# REQUEST:
Search the material for the string "this" and copy each line where it occurs.

[start of DATASET EXTRACT]

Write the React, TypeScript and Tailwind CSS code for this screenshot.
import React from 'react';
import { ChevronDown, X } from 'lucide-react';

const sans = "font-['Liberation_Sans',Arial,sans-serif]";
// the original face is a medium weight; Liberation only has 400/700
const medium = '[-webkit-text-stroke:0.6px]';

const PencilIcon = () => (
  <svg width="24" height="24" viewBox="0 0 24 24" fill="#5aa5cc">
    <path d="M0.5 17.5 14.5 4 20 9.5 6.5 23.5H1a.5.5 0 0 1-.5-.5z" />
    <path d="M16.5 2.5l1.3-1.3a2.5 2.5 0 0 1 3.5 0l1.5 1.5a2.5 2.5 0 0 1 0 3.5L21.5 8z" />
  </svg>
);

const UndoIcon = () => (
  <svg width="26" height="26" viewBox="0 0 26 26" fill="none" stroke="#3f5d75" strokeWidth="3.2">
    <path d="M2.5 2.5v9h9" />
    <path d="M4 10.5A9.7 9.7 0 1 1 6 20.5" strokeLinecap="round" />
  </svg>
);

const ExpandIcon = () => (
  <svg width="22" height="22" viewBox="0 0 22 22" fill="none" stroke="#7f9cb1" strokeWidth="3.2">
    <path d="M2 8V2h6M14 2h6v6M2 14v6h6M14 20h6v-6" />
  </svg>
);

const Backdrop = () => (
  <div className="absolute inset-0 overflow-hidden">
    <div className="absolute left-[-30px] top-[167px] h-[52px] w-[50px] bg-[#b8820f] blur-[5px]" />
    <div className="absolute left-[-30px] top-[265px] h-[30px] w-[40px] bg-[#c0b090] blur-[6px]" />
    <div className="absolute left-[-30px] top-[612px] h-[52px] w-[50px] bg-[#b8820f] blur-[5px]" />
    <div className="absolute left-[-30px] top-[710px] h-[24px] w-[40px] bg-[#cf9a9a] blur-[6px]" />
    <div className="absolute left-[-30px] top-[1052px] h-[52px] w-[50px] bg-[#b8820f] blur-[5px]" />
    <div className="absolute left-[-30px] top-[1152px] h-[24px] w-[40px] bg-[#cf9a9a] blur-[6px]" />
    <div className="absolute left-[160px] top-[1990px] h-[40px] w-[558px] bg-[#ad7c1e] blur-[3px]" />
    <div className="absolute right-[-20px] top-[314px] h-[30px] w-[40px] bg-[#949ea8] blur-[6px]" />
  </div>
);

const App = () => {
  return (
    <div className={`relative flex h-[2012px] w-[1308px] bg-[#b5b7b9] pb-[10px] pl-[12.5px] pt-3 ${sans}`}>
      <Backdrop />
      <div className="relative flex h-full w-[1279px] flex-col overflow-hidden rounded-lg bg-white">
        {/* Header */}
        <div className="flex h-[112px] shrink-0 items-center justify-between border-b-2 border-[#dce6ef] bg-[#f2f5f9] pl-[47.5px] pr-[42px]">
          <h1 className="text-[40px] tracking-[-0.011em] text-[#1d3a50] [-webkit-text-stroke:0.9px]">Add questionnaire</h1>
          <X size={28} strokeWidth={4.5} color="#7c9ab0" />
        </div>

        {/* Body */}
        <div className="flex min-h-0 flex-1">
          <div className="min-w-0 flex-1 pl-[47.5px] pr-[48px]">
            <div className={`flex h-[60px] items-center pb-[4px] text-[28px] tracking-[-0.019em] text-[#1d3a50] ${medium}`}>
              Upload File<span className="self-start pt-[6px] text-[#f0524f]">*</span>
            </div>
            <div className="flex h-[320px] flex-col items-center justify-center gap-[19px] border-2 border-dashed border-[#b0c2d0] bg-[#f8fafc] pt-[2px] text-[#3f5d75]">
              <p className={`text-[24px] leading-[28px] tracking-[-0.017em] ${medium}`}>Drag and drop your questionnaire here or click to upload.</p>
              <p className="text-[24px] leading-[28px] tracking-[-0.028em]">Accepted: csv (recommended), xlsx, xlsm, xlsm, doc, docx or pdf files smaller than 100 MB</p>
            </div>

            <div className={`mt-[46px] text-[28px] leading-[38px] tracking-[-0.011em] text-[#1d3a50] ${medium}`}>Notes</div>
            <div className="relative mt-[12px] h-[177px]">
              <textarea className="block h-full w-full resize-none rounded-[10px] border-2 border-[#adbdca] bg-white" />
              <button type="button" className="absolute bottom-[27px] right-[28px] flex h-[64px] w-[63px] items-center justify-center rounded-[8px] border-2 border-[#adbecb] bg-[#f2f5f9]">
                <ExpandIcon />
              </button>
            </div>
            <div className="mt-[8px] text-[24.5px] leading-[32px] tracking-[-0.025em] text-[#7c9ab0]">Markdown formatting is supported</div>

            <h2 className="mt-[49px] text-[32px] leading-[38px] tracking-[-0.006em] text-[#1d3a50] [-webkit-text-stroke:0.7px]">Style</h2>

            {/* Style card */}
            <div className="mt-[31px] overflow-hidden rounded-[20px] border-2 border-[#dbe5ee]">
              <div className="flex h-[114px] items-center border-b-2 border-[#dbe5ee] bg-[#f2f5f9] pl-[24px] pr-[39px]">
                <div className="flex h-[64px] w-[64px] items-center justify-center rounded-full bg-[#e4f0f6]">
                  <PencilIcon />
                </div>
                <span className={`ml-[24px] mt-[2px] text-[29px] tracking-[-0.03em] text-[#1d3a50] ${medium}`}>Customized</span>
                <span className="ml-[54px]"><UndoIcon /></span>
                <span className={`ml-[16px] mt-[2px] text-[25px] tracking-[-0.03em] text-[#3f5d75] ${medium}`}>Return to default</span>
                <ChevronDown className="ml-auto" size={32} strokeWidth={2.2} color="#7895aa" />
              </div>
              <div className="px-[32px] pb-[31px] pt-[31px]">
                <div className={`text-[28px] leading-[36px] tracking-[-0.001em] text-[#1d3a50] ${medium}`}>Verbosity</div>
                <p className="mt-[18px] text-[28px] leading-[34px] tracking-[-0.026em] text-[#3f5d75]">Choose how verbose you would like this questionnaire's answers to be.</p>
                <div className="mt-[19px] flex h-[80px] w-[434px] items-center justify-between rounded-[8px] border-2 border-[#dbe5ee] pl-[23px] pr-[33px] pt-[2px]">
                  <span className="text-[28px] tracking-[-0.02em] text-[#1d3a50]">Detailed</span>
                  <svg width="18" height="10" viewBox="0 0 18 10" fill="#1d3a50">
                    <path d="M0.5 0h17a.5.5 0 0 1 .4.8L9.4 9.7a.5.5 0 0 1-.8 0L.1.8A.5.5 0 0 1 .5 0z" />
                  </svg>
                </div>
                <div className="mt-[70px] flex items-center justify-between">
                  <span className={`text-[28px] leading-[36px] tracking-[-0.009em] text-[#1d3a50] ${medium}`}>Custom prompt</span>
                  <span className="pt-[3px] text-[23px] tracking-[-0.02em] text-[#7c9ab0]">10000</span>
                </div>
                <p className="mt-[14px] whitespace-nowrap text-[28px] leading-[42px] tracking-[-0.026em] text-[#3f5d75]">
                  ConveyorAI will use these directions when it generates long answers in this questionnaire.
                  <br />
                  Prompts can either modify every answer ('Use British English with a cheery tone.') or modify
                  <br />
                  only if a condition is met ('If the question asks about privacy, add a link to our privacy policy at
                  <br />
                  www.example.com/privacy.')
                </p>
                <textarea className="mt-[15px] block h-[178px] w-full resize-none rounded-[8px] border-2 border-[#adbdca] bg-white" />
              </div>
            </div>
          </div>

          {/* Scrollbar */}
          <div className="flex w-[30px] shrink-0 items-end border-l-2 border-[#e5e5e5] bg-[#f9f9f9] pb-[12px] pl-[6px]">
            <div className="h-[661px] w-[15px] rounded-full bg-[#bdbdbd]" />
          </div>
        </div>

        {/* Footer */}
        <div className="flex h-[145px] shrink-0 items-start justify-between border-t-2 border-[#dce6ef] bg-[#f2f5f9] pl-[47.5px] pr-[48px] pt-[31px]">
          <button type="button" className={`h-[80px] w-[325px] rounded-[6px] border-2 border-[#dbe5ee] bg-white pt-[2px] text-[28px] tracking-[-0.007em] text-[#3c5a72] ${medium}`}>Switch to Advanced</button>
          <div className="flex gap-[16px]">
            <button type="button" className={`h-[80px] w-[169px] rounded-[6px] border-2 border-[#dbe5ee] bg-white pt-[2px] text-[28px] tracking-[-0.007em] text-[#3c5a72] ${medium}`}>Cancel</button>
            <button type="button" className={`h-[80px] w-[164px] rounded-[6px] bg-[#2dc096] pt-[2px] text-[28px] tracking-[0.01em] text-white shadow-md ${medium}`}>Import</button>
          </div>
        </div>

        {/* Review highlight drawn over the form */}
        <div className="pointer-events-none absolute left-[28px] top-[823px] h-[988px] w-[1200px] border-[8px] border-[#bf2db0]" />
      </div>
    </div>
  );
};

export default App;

[end of DATASET EXTRACT]

# COMPLETED EXERCISE:
Write the React, TypeScript and Tailwind CSS code for this screenshot.
                <p className="mt-[18px] text-[28px] leading-[34px] tracking-[-0.026em] text-[#3f5d75]">Choose how verbose you would like this questionnaire's answers to be.</p>
                  ConveyorAI will use these directions when it generates long answers in this questionnaire.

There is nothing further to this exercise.